Exercise requirements →
Determine how many lines of the data below contain "styles", then give only that number.

Data supplied →
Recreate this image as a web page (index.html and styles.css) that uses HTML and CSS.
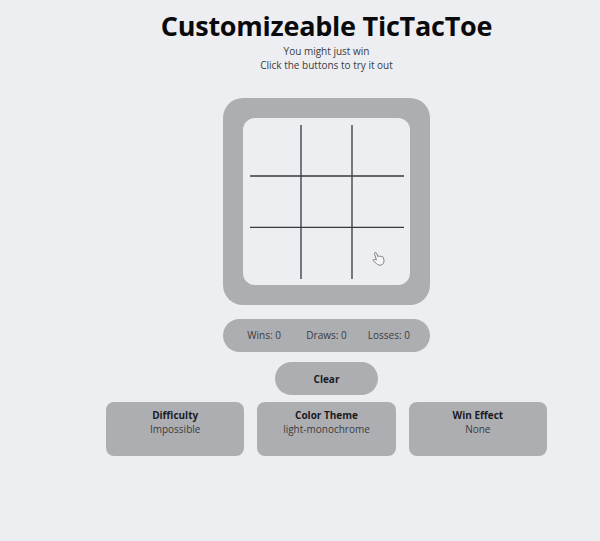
FILE: index.html
```html
<!DOCTYPE html>
<html lang="en">
<head>
<meta charset="utf-8">
<title>Customizeable TicTacToe</title>
<link rel="stylesheet" href="styles.css">
</head>
<body>
<main class="page">
  <header class="intro">
    <h1>Customizeable TicTacToe</h1>
    <p>You might just win</p>
    <p>Click the buttons to try it out</p>
  </header>
  <section class="board">
    <div class="field">
      <svg class="grid" viewBox="0 0 154 154"><path d="M51 0V154M102 0V154M0 51H154M0 102.300H154"/></svg>
      <svg class="cursor" viewBox="0 0 14 17"><path d="M4.800 10L2.700 3.500a1.100 1.100 0 0 1 2.100-.8L6.300 6.500c.2-1 1.900-1.100 2.200 0 .4-.9 1.900-.7 2 .4.600-.7 1.800-.2 1.900.8l.5 3c.2 2.200-.8 4.200-3 4.800-1.900.5-3.800 0-4.900-1.400L1.300 11c-.7-1 .5-2 1.500-1.500z"/></svg>
    </div>
  </section>
  <section class="scores"><span>Wins: 0</span><span>Draws: 0</span><span>Losses: 0</span></section>
  <button class="clear">Clear</button>
  <section class="options">
    <div class="option"><b>Difficulty</b><span>Impossible</span></div>
    <div class="option"><b>Color Theme</b><span>light-monochrome</span></div>
    <div class="option"><b>Win Effect</b><span>None</span></div>
  </section>
</main>
</body>
</html>
```
FILE: styles.css
```css
* { box-sizing: border-box; }
body {
  margin: 0;
  min-height: 541px;
  background: #edeef2;
  color: #3b3b40;
  font: 10px/14px "Open Sans", sans-serif;
}
.page {
  width: 441px;
  margin-left: 106px;
  padding-top: 8px;
  display: flex;
  flex-direction: column;
  align-items: center;
}
.intro { text-align: center; }
h1 {
  margin: 0;
  font-size: 27px;
  letter-spacing: -0.25px;
  line-height: 36px;
  color: #0a0a0c;
  white-space: nowrap;
}
p { margin: 0; }
.board {
  width: 207px;
  height: 207px;
  margin-top: 26px;
  padding: 20px;
  border-radius: 20px;
  background: #adaeb2;
}
.field {
  position: relative;
  height: 167px;
  padding: 7px 6px 6px 7px;
  border-radius: 12px;
  background: #edeef2;
}
.grid {
  display: block;
  width: 154px;
  height: 154px;
  fill: none;
  stroke: #38393d;
  stroke-width: 1.3;
}
.cursor {
  position: absolute;
  left: 129px;
  top: 132px;
  width: 13px;
  height: 17px;
  fill: #f5f5f7;
  stroke: #77787c;
  stroke-width: 1;
}
.scores {
  width: 207px;
  height: 33px;
  margin-top: 14px;
  padding: 0 10px 2px;
  display: grid;
  grid-template-columns: repeat(3, 1fr);
  align-items: center;
  text-align: center;
  border-radius: 17px;
  background: #adaeb2;
}
.clear {
  width: 103px;
  height: 33px;
  margin-top: 10px;
  padding: 0;
  border: 0;
  border-radius: 17px;
  background: #adaeb2;
  color: #1b1b1e;
  font: bold 10px/14px "Open Sans", sans-serif;
}
.options {
  width: 100%;
  margin-top: 7px;
  display: grid;
  grid-template-columns: repeat(3, 1fr);
  gap: 13px;
}
.option {
  height: 54px;
  padding-top: 6px;
  display: flex;
  flex-direction: column;
  align-items: center;
  border-radius: 8px;
  background: #adaeb2;
}
.option b { color: #1b1b1e; }
```
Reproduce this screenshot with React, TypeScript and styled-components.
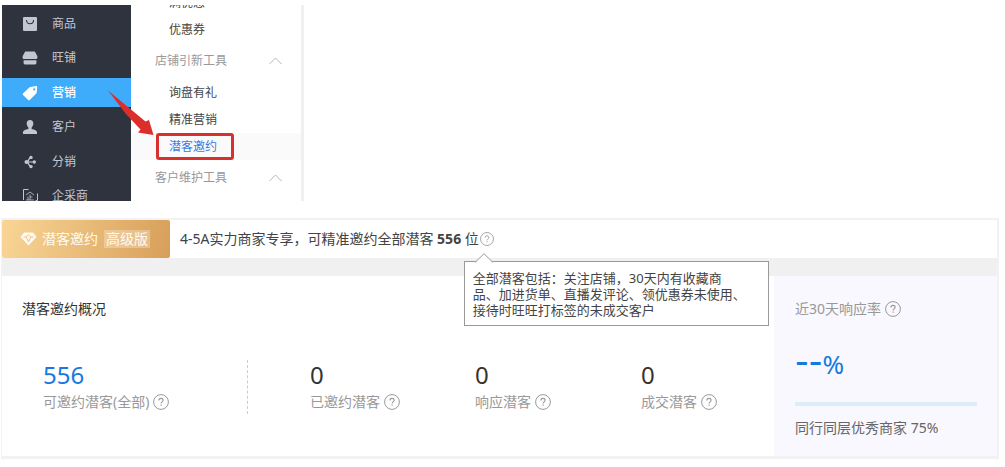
import React from "react";
import styled, { createGlobalStyle } from "styled-components";

const Global = createGlobalStyle`
  *, *::before, *::after { box-sizing: border-box; }
  body {
    margin: 0;
    background: #fff;
    color: #444;
    font: 14px/20px "Noto Sans", "Noto Sans CJK SC", sans-serif;
  }
  button { font: inherit; color: inherit; }
`;

const Page = styled.main`
  padding: 5px 6px 8px 1px;
`;

const Menus = styled.div`
  position: relative;
  display: flex;
  height: 196px;
  margin-left: 1px;
  overflow: hidden;
  font-size: 12px;
`;

const SideNav = styled.nav`
  display: flex;
  flex-direction: column;
  justify-content: space-between;
  width: 129px;
  height: 206px;
  padding-top: 4px;
  background: #2f333e;
`;

const NavLink = styled.a<{ $active?: boolean }>`
  display: flex;
  align-items: center;
  gap: 14px;
  height: 29px;
  padding-left: 20px;
  color: ${(p) => (p.$active ? "#fff" : "#c3c6d1")};
  background: ${(p) => (p.$active ? "#3eacfb" : "transparent")};
  font-weight: ${(p) => (p.$active ? 500 : 400)};
  text-decoration: none;
`;

const NavIcon = styled.svg`
  width: 16px;
  height: 16px;
  flex: none;
`;

const SubMenu = styled.nav`
  display: flex;
  flex-direction: column;
  justify-content: flex-end;
  width: 173px;
  padding-bottom: 5px;
  border-right: 3px solid #f0f0f0;
`;

const SubLink = styled.a<{ $active?: boolean }>`
  display: flex;
  flex: none;
  align-items: center;
  height: 27px;
  padding-left: ${(p) => (p.$active ? 25 : 38)}px;
  color: ${(p) => (p.$active ? "#3b7ce0" : "#444")};
  background: ${(p) => (p.$active ? "#fafafa" : "transparent")};
  text-decoration: none;
`;

const Marked = styled.span`
  display: flex;
  align-items: center;
  width: 78px;
  height: 27px;
  padding-left: 10px;
  border: 3px solid #d8302c;
  border-radius: 3px;
`;

const Group = styled.button`
  display: flex;
  flex: none;
  align-items: center;
  justify-content: space-between;
  height: 36px;
  padding: 0 19px 0 24px;
  border: 0;
  background: none;
  color: #999;
`;

const Arrow = styled.svg`
  position: absolute;
  left: 102px;
  top: 83px;
  width: 50px;
  height: 50px;
`;

const Frame = styled.section`
  margin-top: 17px;
  border: solid #f2f2f2;
  border-width: 2px 2px 3px 1px;
  background: #f0f0f0;
`;

const Banner = styled.header`
  display: flex;
  align-items: center;
  gap: 10px;
  height: 38px;
  margin-bottom: 18px;
  background: #fff;
`;

const Badge = styled.div`
  display: flex;
  align-items: center;
  align-self: stretch;
  width: 168px;
  padding-left: 18px;
  border-radius: 2px;
  color: #fffaf0;
  background: linear-gradient(100deg, #f9d596 0%, #e9bb78 50%, #d79f5a 100%);
`;

const BadgeName = styled.span`
  margin: 0 6px 0 5px;
`;

const Tier = styled.span`
  padding: 0 2px;
  line-height: 18px;
  background: rgba(255, 255, 255, 0.28);
`;

const Sentence = styled.p`
  display: flex;
  align-items: center;
  margin: 0;
  white-space: pre;
`;

const HelpButton = styled.button<{ $small?: boolean }>`
  position: relative;
  display: block;
  flex: none;
  width: ${(p) => (p.$small ? 14 : 16)}px;
  height: ${(p) => (p.$small ? 14 : 16)}px;
  margin-left: ${(p) => (p.$small ? 1 : 4)}px;
  padding: 0;
  border: 0;
  background: none;
  color: #999;

  > svg {
    display: block;
    width: 100%;
    height: 100%;
  }
`;

const Tip = styled.span`
  position: absolute;
  z-index: 1;
  top: 29px;
  left: -16px;
  width: 305px;
  padding: 8px 8px 7px;
  border: 1px solid #999;
  background: #fff;
  color: #444;
  font-size: 13px;
  line-height: 16px;
  text-align: left;
  white-space: pre;
`;

const Caret = styled.svg`
  position: absolute;
  top: -9px;
  left: 10px;
  width: 18px;
  height: 10px;
`;

const Columns = styled.div`
  display: grid;
  grid-template-columns: 772fr 223fr;
`;

const Overview = styled.div`
  padding: 23px 0 42px;
  background: #fff;
`;

const Title = styled.h2`
  margin: 0 0 41px 20px;
  color: #333;
  font-size: 14px;
  font-weight: 400;
  line-height: 20px;
`;

const Stats = styled.div`
  display: grid;
  grid-template-columns: 205fr 227fr 166fr 133fr;
  margin-left: 41px;
`;

const Stat = styled.div`
  height: 54px;
`;

const TotalStat = styled(Stat)`
  border-right: 1px dashed #ccc;
`;

const FirstStat = styled(Stat)`
  padding-left: 62px;
`;

const Figure = styled.div<{ $blue?: boolean }>`
  margin-bottom: 2px;
  color: ${(p) => (p.$blue ? "#1679e0" : "#333")};
  font-size: 24px;
  line-height: 30px;
`;

const Label = styled.div`
  display: flex;
  align-items: center;
  color: #999;
  white-space: nowrap;
`;

const Rate = styled.aside`
  padding: 23px 20px 18px 21px;
  background: #f8f8fe;
`;

const RateFigure = styled.div`
  display: flex;
  align-items: baseline;
  height: 30px;
  margin: 27px 0 26px;
  color: #1679e0;
  font-size: 26px;
  line-height: 30px;
`;

const Dashes = styled.span`
  font-family: "DejaVu Sans", sans-serif;
  font-size: 38px;
`;

const Track = styled.div`
  height: 4px;
  margin-bottom: 12px;
  background: #dcedfa;
`;

const Peers = styled.div`
  color: #666;
  white-space: nowrap;
`;

function Help({ small, children }: { small?: boolean; children?: React.ReactNode }) {
  return (
    <HelpButton type="button" $small={small} aria-label="说明">
      <svg viewBox="0 0 16 16" fill="none" stroke="currentColor">
        <circle cx="8" cy="8" r="7.4" />
        <path d="M5.9 6.5c0-1.3.9-2.1 2.1-2.1s2.1.8 2.1 1.9c0 1.5-2 1.6-2 3.2M8.1 10.6v1.2" strokeWidth="1.1" />
      </svg>
      {children}
    </HelpButton>
  );
}

function Chevron() {
  return (
    <svg width="13" height="8" viewBox="0 0 13 8" fill="none" stroke="#b5b5b5">
      <path d="M.5 7 6.5 1l6 6" />
    </svg>
  );
}

const navItems = [
  {
    name: "商品",
    icon: (
      <>
        <rect x="1" y="1" width="14" height="14" rx="1" fill="currentColor" />
        <path d="M4.500 4c0 5 7 5 7 0" fill="none" stroke="#2f333e" strokeWidth="1.100" />
      </>
    ),
  },
  {
    name: "旺铺",
    icon: (
      <path
        fill="currentColor"
        d="M3.200 1.500h9.600l2.600 4.700v1.200c0 1-.8 1.600-1.600 1.600H2.200c-.9 0-1.600-.7-1.600-1.600V6.200zM1.600 10.200h12.800v2.800c0 .9-.5 1.400-1.400 1.400H3c-.9 0-1.400-.5-1.400-1.400z"
      />
    ),
  },
  {
    name: "营销",
    active: true,
    icon: (
      <path
        fill="currentColor"
        fillRule="evenodd"
        d="M8.300 1.900 14 1.100c.7-.1 1.200.3 1.200 1l-.5 5.500c0 .4-.2.7-.5 1l-6.400 6.300c-.5.5-1.100.5-1.600 0L1 10c-.5-.5-.5-1.100 0-1.600l6.300-6c.3-.3.6-.4 1-.5zM12.200 3.300a1.100 1.100 0 1 0 0 2.200 1.100 1.100 0 0 0 0-2.200z"
      />
    ),
  },
  {
    name: "客户",
    icon: (
      <path
        fill="currentColor"
        d="M8 1C5.900 1 4.700 2.500 4.700 4.500c0 1.800.8 3.200 1.700 4v1.300C5.800 10.500 1 10.700 1 13.300V15h14v-1.700c0-2.600-4.800-2.800-5.400-3.500V8.500c.9-.8 1.700-2.200 1.700-4C11.300 2.500 10.100 1 8 1z"
      />
    ),
  },
  {
    name: "分销",
    icon: (
      <>
        <path d="M5 8h7M9 3.500C7 4.500 6 6 6 8s1 3.500 3 4.500" fill="none" stroke="currentColor" strokeWidth="1.100" />
        <g fill="currentColor">
          <circle cx="4.500" cy="8" r="2" />
          <circle cx="9" cy="3.400" r="1.700" />
          <circle cx="12.300" cy="8" r="1.700" />
          <circle cx="9" cy="12.600" r="1.700" />
        </g>
      </>
    ),
  },
  {
    name: "企采商",
    icon: (
      <g fill="none" stroke="currentColor">
        <path d="M1.500 12V1.500h5M15.500 5.500v7h-2" />
        <path d="M4 7 8 4l4 3M8 6.500V12M6 8.500V12M8 9h2.500M4 12h8" strokeWidth=".8" />
      </g>
    ),
  },
];

export default function App() {
  return (
    <Page>
      <Global />
      <Menus>
        <SideNav>
          {navItems.map((item) => (
            <NavLink key={item.name} href="#" $active={item.active}>
              <NavIcon viewBox="0 0 16 16">{item.icon}</NavIcon>
              {item.name}
            </NavLink>
          ))}
        </SideNav>
        <SubMenu>
          <SubLink href="#">满优惠</SubLink>
          <SubLink href="#">优惠券</SubLink>
          <Group type="button">
            店铺引新工具
            <Chevron />
          </Group>
          <SubLink href="#">询盘有礼</SubLink>
          <SubLink href="#">精准营销</SubLink>
          <SubLink href="#" $active>
            <Marked>潜客邀约</Marked>
          </SubLink>
          <Group type="button">
            客户维护工具
            <Chevron />
          </Group>
        </SubMenu>
        <Arrow viewBox="0 0 50 50">
          <path fill="#dc2f2b" d="M4 2.500 41.500 33.500 45 32 49.500 47 34 44.500 36.500 41.500 22 26z" />
        </Arrow>
      </Menus>

      <Frame>
        <Banner>
          <Badge>
            <svg width="17" height="14" viewBox="0 0 17 14">
              <path fill="#fffaf0" d="M4 .5h9L16.500 5 8.500 13.500.5 5z" />
              <path d="M3.500 5h2.800l2.200 5 2.200-5h2.800M6.300 5l2.200-2.300L10.700 5" fill="none" stroke="#efc585" />
            </svg>
            <BadgeName>潜客邀约</BadgeName>
            <Tier>高级版</Tier>
          </Badge>
          <Sentence>
            4-5A实力商家专享，可精准邀约全部潜客 <strong>556</strong> 位
            <Help small>
              <Tip>
                <Caret viewBox="0 0 18 10">
                  <path d="M0 9.500 9 .7l9 8.800" fill="#fff" stroke="#999" />
                </Caret>
                {"全部潜客包括：关注店铺，30天内有收藏商\n品、加进货单、直播发评论、领优惠券未使用、\n接待时旺旺打标签的未成交客户"}
              </Tip>
            </Help>
          </Sentence>
        </Banner>

        <Columns>
          <Overview>
            <Title>潜客邀约概况</Title>
            <Stats>
              <TotalStat>
                <Figure $blue>556</Figure>
                <Label>
                  可邀约潜客(全部)
                  <Help />
                </Label>
              </TotalStat>
              <FirstStat>
                <Figure>0</Figure>
                <Label>
                  已邀约潜客
                  <Help />
                </Label>
              </FirstStat>
              <Stat>
                <Figure>0</Figure>
                <Label>
                  响应潜客
                  <Help />
                </Label>
              </Stat>
              <Stat>
                <Figure>0</Figure>
                <Label>
                  成交潜客
                  <Help />
                </Label>
              </Stat>
            </Stats>
          </Overview>
          <Rate>
            <Label>
              近30天响应率
              <Help />
            </Label>
            <RateFigure>
              <Dashes>--</Dashes>%
            </RateFigure>
            <Track />
            <Peers>同行同层优秀商家 75%</Peers>
          </Rate>
        </Columns>
      </Frame>
    </Page>
  );
}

Final result →
3